Back when I was nine, my paternal grandmother came to live with us at our house in Pennsylvania, because she had health problems that made living with her husband impossible. She needed special care, but also relief from the burden of trying to live up to the standard of the good German housewife. Needless to say, he didn't take her departure well, marking the onset of a difficult period in our family life. Although I didn't fully grasp what was going on, I knew enough to regard her integration into our household with melancholy. I was delighted to have her around, but also recognized what her presence meant: the disintegration of a home where I'd spent a lot of time and had many formative experiences.
Someday I will try to write about that time in my life at greater length. For now, though, I just want to note that, when she left to live her remaining days with my aunt in New York City, in the same house where she'd lived for decades, I missed her a lot more than I would have if she'd not come to live with us.

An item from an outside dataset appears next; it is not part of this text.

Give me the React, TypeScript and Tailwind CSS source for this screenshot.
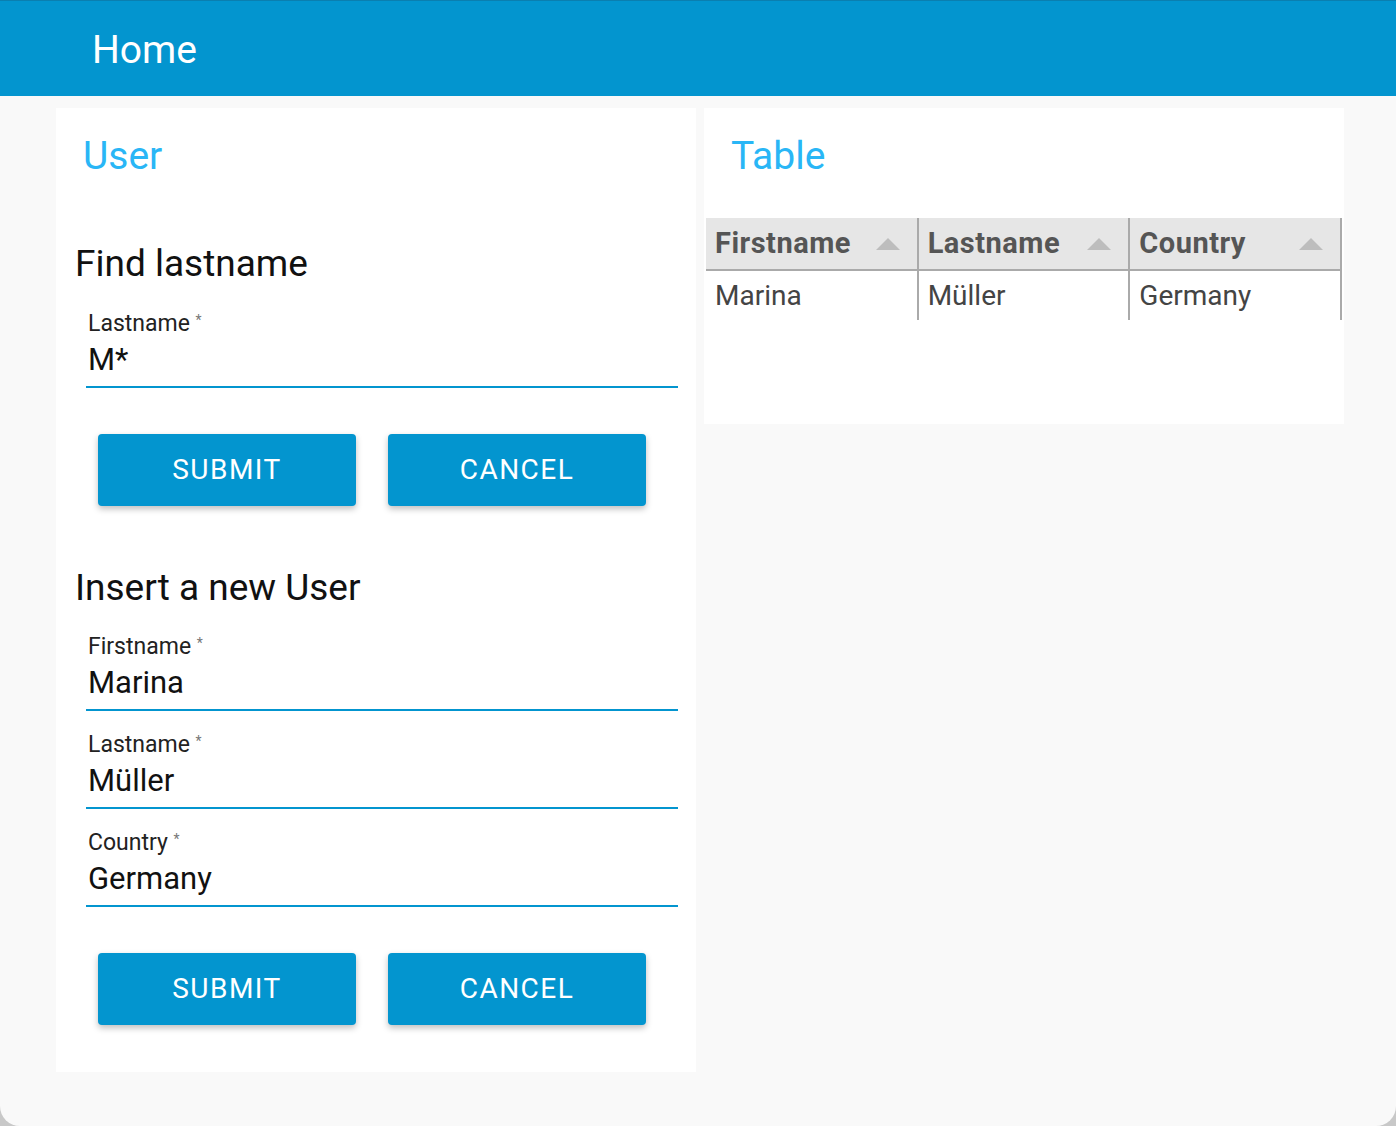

I'm reminded of that feeling now because my father-in-law has been such a big part of my life since we moved to Arizona. His relationship with Skylar is one reason. But it's also due to the fact that he and I, who share a reluctance to engage with the world emotionally, have developed a nuanced form of "male bonding" that centers on his big-screen television and the sporting events he invites me to watch on it.
He emotes more around his daughter and granddaughter. With me, it's more an expression of comfort in what we share together. He repeats the same routines over and over as we talk during the games and I listen, rapt, because I need a sense of ritual in my life. While part of me steps back from time to time to think critically about what he's saying and why he's saying it -- he rarely touches upon potentially painful subjects -- I am still able to immerse myself in his compulsion to repeat and identify with the energy he expends beating back the traumas of his past. Each time he gingerly navigates that minefield, I feel like I'm doing the same with my own history.
That tendency I have to live through others -- a picture of my face would be an excellent illustration to accompany the dictionary definition of "vicariously" -- is a knot that I'm only beginning to want to loosen and therefore also a topic for another day. What matters for the moment is that, in missing his proximity, I'm also missing my primary means of managing emotion. I only just realized the depth of the problem in writing that last sentence. Given the degree to which I've found my thoughts transported back to the years 1977-1980 over the past few days, it seems clear that something has been dislodged in my mind as a result of what's going on right now.
Strangely, I keep picturing the stone rolled away from Jesus's tomb, in what seems like a Gustav Doré etching. It's a dark image, but finely detailed, one I recognize as a metaphor for the mental passage I've been making over the past week. I'm not even sure why I'm still writing this. I sat down to try to explain why my father-in-law's grave illness has affected me so deeply, a point I think I've made sufficiently. But I seem to have moved paratactically into other psychic territory. Originally, I had titled this entry "solace." Perhaps this sort of rambling for all to see is itself a form of solace. The fact that I have absolutely no desire to go back and proofread, which was also the case with my entry of yesterday, certainly indicates that, whatever I'm doing here, it's not what I normally do. I'm willing to regard that as a hopeful sign, even if it's one that can only be dimly discerned through the fog of anxiety and despair.